À cette époque le trafic commercial est essentiellement fluvial même si les voies romaines sont encore utilisables (et permettent le transfert de marchandises d'un bassin fluvial à l'autre) mais elles ne permettent que le transport de denrées suffisamment onéreuses pour être rentables. Même si le trafic est faible, ces voies sont capitales pour acquérir de quoi entretenir ses vassaux. Avec la présence musulmane en méditerranée occidentale les voies commerciales byzantines ne peuvent plus passer que par l'Adriatique. Dès lors l'axe Rhone-Saonne-Rhin (ou Seine) est supplanté par l'axe Po-Rhin-Meuse. Les Pippinides, une famille austrasienne dont le berceau est situé sur la Meuse acquière un avantage économique qui va permettre d'aligner des armées bien plus nombreuses que ses rivales[18]. Les pipinides contrôlent plus de 90 grands domaines agricoles de part et d'autre du fleuve[18]. Ainsi Pépin de Herstal, devient maire du palais d'Austrasie en 679, contrôle la Neustrie en 687 et prends le titre de prince des Francs. Pour conserver ces conquêtes ses descendants doivent maintenir cette politique expansive pour éviter la dissolution de leur empire naissant. Son fils bâtard Charles Martel, doit ainsi réduire les révoltés neustriens, puis assugestir les frisons, les alamands, bourguignons et les provencaux[18].

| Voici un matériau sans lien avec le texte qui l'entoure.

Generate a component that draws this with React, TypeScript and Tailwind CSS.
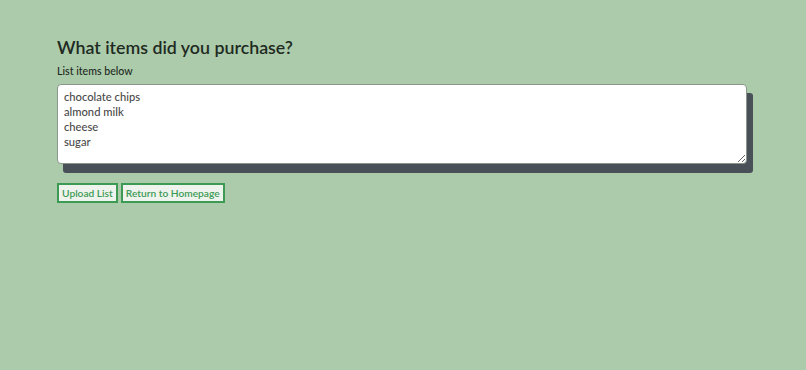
import React from "react";

export default function App() {
  return (
    <div className="w-[806px] h-[370px] bg-[#abcbab] pt-[37px] pl-[57px]" style={{ fontFamily: "Lato, 'Noto Sans', sans-serif" }}>
      <h1 className="text-[17.8px] leading-[21px] font-semibold text-[#1f2a22] m-0">What items did you purchase?</h1>
      <div className="mt-[7px] text-[10.6px] leading-[13px] font-medium text-[#1f2a22]">List items below</div>
      <div className="mt-[6px] relative w-[690px] h-[80px]">
        <div className="absolute left-[6px] top-[9px] w-[690px] h-[80px] bg-[#4a5058] rounded-[3px]" />
        <textarea
          className="relative w-[690px] h-[80px] bg-white border border-[#8a958c] rounded-[4px] px-[6px] pt-[4px] text-[11.2px] leading-[15px] font-medium text-[#4a4a4a] outline-none resize-y block"
          defaultValue={"chocolate chips\nalmond milk\ncheese\nsugar"}
        />
      </div>
      <div className="mt-[19px] flex gap-[3px]">
        <button className="h-[20px] px-[3px] border-2 border-[#3d9a55] bg-[#eef3ee] text-[#3d9a55] text-[10.2px] leading-[13px] font-semibold">Upload List</button>
        <button className="h-[20px] px-[3px] border-2 border-[#3d9a55] bg-[#eef3ee] text-[#3d9a55] text-[10.2px] leading-[13px] font-semibold">Return to Homepage</button>
      </div>
    </div>
  );
}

[modifier] Une dynastie puissante en quête de légitimité
Charles Martel, le grand-père de Charlemagne, arrête l'expansion musulmane à Poitiers en 732 ; mais il n'est que le maire du palais mérovingien, autrement dit l'intendant principal du roi. Sa puissance est telle qu'il a le pouvoir de fait, mais celui-ci ne se fonde sur aucune hérédité, ni aucun charisme ; c'est pourquoi il ne peut prétendre au titre de roi. Pourtant sa famille, les Pippinides (plus tard appelés les Carolingiens) a l'expérience du pouvoir et compte un saint dans ses ancêtres. L'Église a intérêt à s'appuyer sur cette dynastie forte pour contrer les menaces islamique, byzantine et lombarde. Théoriquement le pape est sous la tutelle de Constantinople, mais l'armée de l'empereur est monopolisée par l'expansion musulmane. Elle ne peut jouer son rôle de protecteur et Rome en profite pour s'émanciper[9].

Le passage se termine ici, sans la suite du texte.